By July, he had secretly started a new notebook, his B Notebook.
It was on the transmutation of species.
By 1839 Darwin was building up a complete picture, and he wrote a 35-page summary of his thinking. A crucial influence was Thomas Malthus, whose 1826 Essay on the Principle of Population pointed out that the unchecked growth of organisms is exponential (or 'geometric', in the old-fashioned phrase of the time), whereas that of resources is linear (`arithmetic'). Exponential growth occurs when each step multiplies the size by some fixed amount, for example 1, 2, 4, 8, 16, 32, where each number is twice the previous one. Linear growth adds some fixed amount at each step, for instance 2, 4, 6, 8, 10, where each number exceeds the previous one by 2. However small the multiplier is in exponential growth, provided it is bigger than 1, and however large the number added in linear growth may be, it turns out that in the long run exponential growth always beats linear. Though it does take some time if the multiplier is close to 1 and the number being added is huge.
Darwin had taken on board Malthus's argument, and he had realised that in practice what keeps populations down is competition for resources, such as food and a place to live. This competition, he wrote, leads to `natural selection', in which those creatures that are victorious in the `war of nature' are the ones that produce the next generation. Individual creatures within a species are not exactly identical; those differences make it possible for the force of natural selection to produce slow, gradual changes. How far might such changes go? In Darwin's view, very far indeed. Far enough to lead to entirely new species, given enough time. And thanks to geology, scientists now knew that the Earth was very, very old.
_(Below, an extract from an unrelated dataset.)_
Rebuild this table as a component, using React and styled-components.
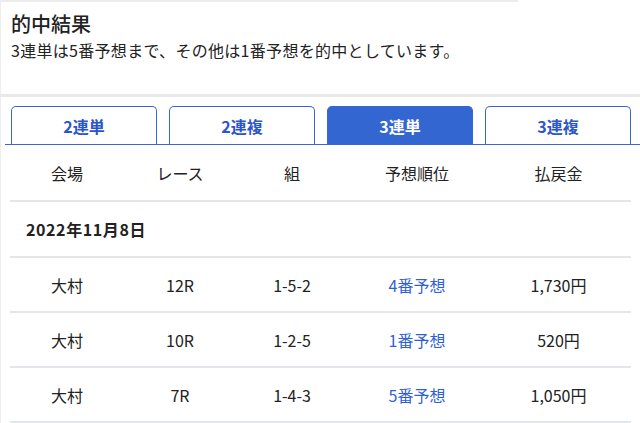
import { styled, createGlobalStyle } from 'styled-components';

const GlobalStyle = createGlobalStyle`
  body {
    margin: 0;
    background: #fff;
    font-family: "Noto Sans CJK JP", "Noto Sans", sans-serif;
    color: #222;
  }
`;

const Page = styled.div`
  width: 640px;
  height: 423px;
  overflow: hidden;
`;

const Intro = styled.section`
  height: 94px;
  box-sizing: border-box;
  padding: 11px 0 0 10px;
  border-left: 1px solid #eee;
  background: linear-gradient(#ececec, #ececec) top left / 517px 2px no-repeat, #fff;
`;

const Title = styled.h2`
  margin: 0;
  font-size: 20px;
  line-height: 26px;
  font-weight: 500;
`;

const Note = styled.p`
  margin: 1px 0 0;
  font-size: 16px;
  line-height: 24px;
  letter-spacing: 0.3px;
`;

const Divider = styled.div`
  height: 3px;
  background: #e9e9e9;
`;

const Main = styled.section`
  border-left: 1px solid #eee;
  padding: 9px 0 0 4px;
`;

const TabBar = styled.div`
  display: flex;
  gap: 12px;
  padding: 0 9px 0 6px;
  border-bottom: 1px solid #3a66d4;
`;

const Tab = styled.div`
  width: 146px;
  height: 38px;
  box-sizing: border-box;
  display: flex;
  align-items: center;
  justify-content: center;
  border: 1px solid #3a66d4;
  border-bottom: none;
  border-radius: 5px 5px 0 0;
  font-size: 16px;
  font-weight: 700;
  color: ${(p) => (p.$active ? '#fff' : '#2a55cc')};
  background: ${(p) => (p.$active ? '#3366d0' : '#fff')};
`;

const Table = styled.div`
  margin-left: 5px;
  width: 621px;
`;

const Row = styled.div`
  display: grid;
  grid-template-columns: 114px 112px 112px 138px 145px;
  align-items: center;
  height: 53px;
  border-bottom: 2px solid #e3e6ea;
  font-size: 16px;
`;

const HeadRow = styled(Row)`
  height: 55px;
`;

const Cell = styled.div`
  text-align: center;
  color: ${(p) => (p.$link ? '#2f5fd6' : '#222')};
`;

const DateRow = styled.div`
  box-sizing: border-box;
  height: 56px;
  display: flex;
  align-items: center;
  padding-left: 16px;
  border-bottom: 2px solid #e3e6ea;
  font-size: 16px;
  font-weight: 700;
  letter-spacing: 0.6px;
`;

const tabs = ['2連単', '2連複', '3連単', '3連複'];

const rows = [
  ['大村', '12R', '1-5-2', '4番予想', '1,730円'],
  ['大村', '10R', '1-2-5', '1番予想', '520円'],
  ['大村', '7R', '1-4-3', '5番予想', '1,050円'],
];

export default function App() {
  return (
    <>
      <GlobalStyle />
      <Page>
        <Intro>
          <Title>的中結果</Title>
          <Note>3連単は5番予想まで、その他は1番予想を的中としています。</Note>
        </Intro>
        <Divider />
        <Main>
          <TabBar>
            {tabs.map((t) => (
              <Tab key={t} $active={t === '3連単'}>
                {t}
              </Tab>
            ))}
          </TabBar>
          <Table>
            <HeadRow>
              <Cell>会場</Cell>
              <Cell>レース</Cell>
              <Cell>組</Cell>
              <Cell>予想順位</Cell>
              <Cell>払戻金</Cell>
            </HeadRow>
            <DateRow>2022年11月8日</DateRow>
            {rows.map((r) => (
              <Row key={r[1]}>
                {r.map((c, i) => (
                  <Cell key={i} $link={i === 3}>
                    {c}
                  </Cell>
                ))}
              </Row>
            ))}
          </Table>
        </Main>
      </Page>
    </>
  );
}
Darwin, following family tradition, was a Unitarian. This particular branch of Christianity has been aptly described as `people who believe in at most one God'. As a sound Unitarian, he believed that the Deity must work on the grandest of scales. So he finished his summary with a powerful appeal to the Unitarian view of the Deity: It is derogatory that the Creator of countless systems of worlds should have created each of the myriads of creeping parasites and slimy worms which have swarmed each day of life on land and water on this one globe. We cease being astonished, however much we may deplore, that a group of animals should have been directly created to lay their eggs in bowels and flesh of others - that some organisms should delight in cruelty ... From death, famine, rapine, and the concealed war of nature we can see that the highest good, which we can conceive, the creation of the higher animals has directly come.
God surely has better taste than to create nasty parasites directly. They exist only because they are a necessary step along the path that leads to cats, dogs, and us.
Darwin had his hypothesis.
Now he began to agonise about how to bring it to the waiting world.
11. WIZARDS ON THE WARPATH
IN THE GLOOM OF THE High Energy Magic building, Hex wrote. Every minute another page slid off the writing table.
"`Boat sunk by collision with Spanish fishing vessel",' Ponder Stibbons read out, a tremor in his voice. "`Boat shipwrecked on uncharted reef near Madeira. Boat found drifting minus all crew, with the table laid for a meal. Boat catches fire, all lost. Boat struck by meteorite. Darwin accidentally shot by ship's surgeon and naturalist during a collecting expedition on the island of St Jago. Darwin accidentally shot by ship's captain. Darwin accidentally shot by himself. Darwin loses place on boat. Darwin leaves boat because of seasickness. Darwin loses notebooks. Darwin stung to death by wasps! Darwin bangs head on underside of table and loses memory ..."' He put down the paper. `And these are the more sensible causes.'
28
Now considered to be thirteen, plus a fourteenth on the Cocos Islands. (Look, people write and complain if we don't point this kind of thing out.)